By contrast, Amy testified unambiguously that her “papa” (that is, her paternal grandfather) “did some pretty bad things” to her, and that she remembered those things happening.
¶17 When Stroik testified, he denied that he had ever touched Amy for sexual gratification. He testified that he generally believed that Amy was a “pretty truthful” kid, but that she had not been truthful about the allegations she made against him.
¶18 The jury found Stroik guilty of first-degree sexual assault.

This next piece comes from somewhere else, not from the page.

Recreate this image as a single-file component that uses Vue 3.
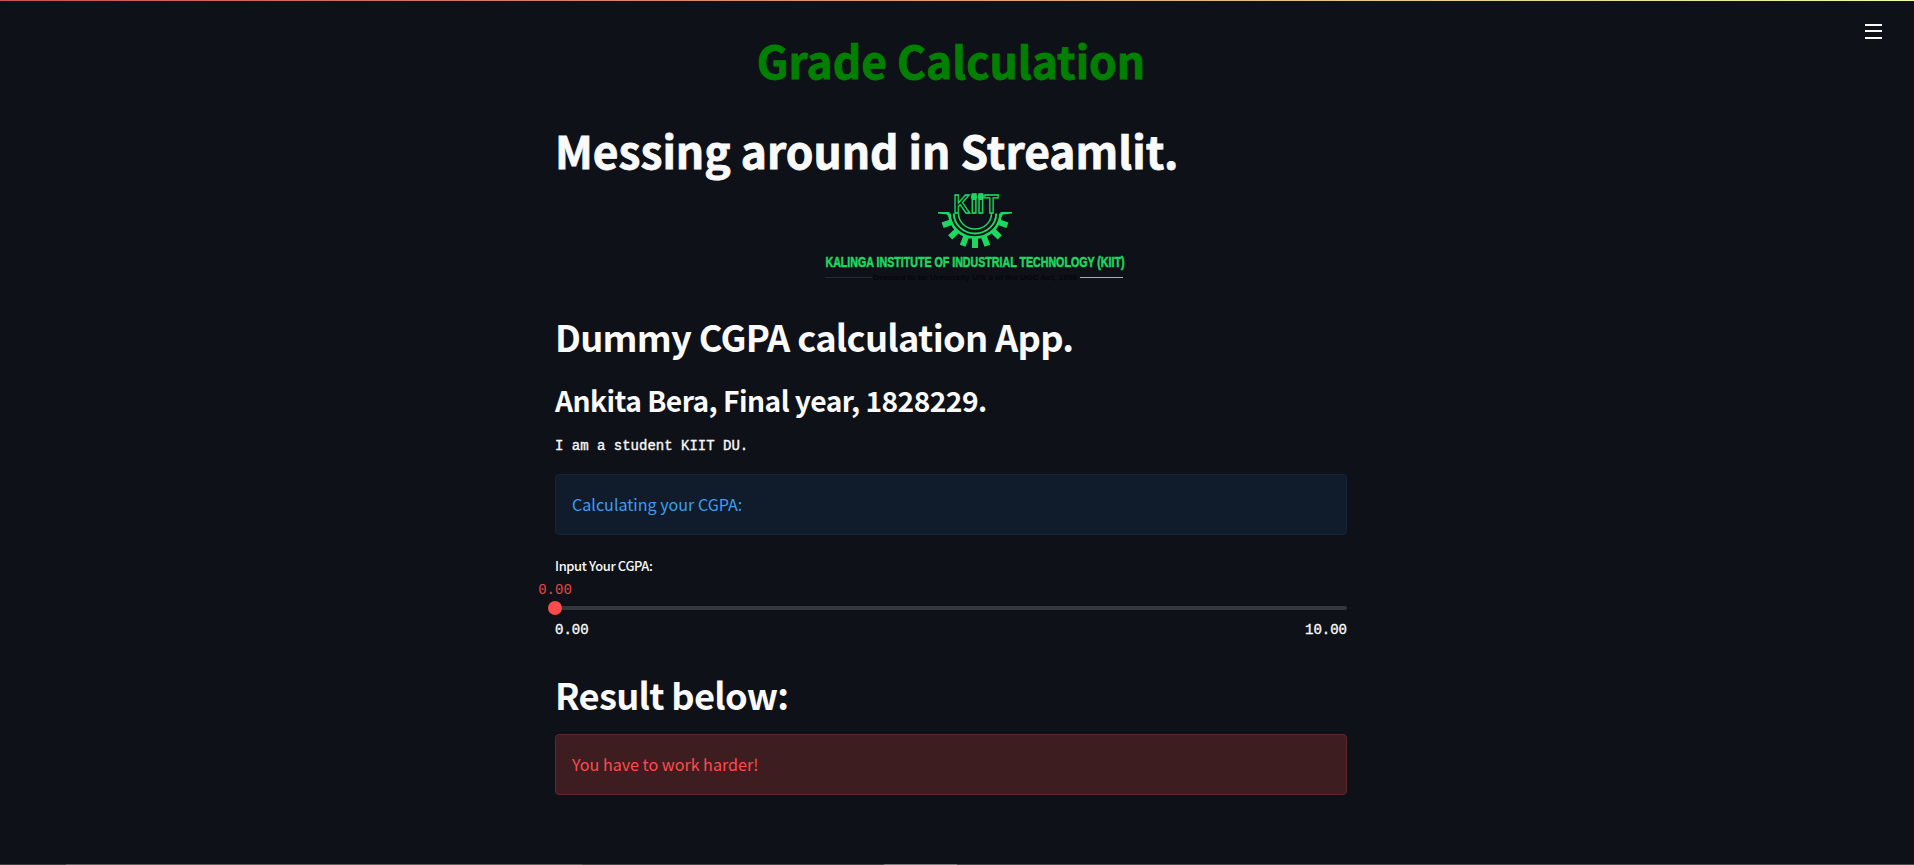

The Postconviction Proceedings
¶19 Stroik filed a postconviction motion seeking a new trial on several grounds. Among other things, he challenged his trial counsel‘s handling of the prosecutor‘s statements and witness testimony about his “high sex drive.”9 Additionally, he argued that he was entitled to postconviction discovery regarding Amy‘s alleged prior statements about inappropriate touching by her cousin. To this end, Stroik asked the circuit court to conduct an in camera review of a confidential CPS report that had been compiled four months before Stroik allegedly assaulted Amy and that “likely contains relevant and material evidence,
¶20 The circuit court held a Machner hearing, and trial counsel testified at the hearing.10 The court determined that Stroik was not entitled to relief on his claim about the “sex drive” evidence or any of the other claims presented in his postconviction motion. We recount pertinent aspects of trial counsel‘s testimony and the court‘s decision as needed below.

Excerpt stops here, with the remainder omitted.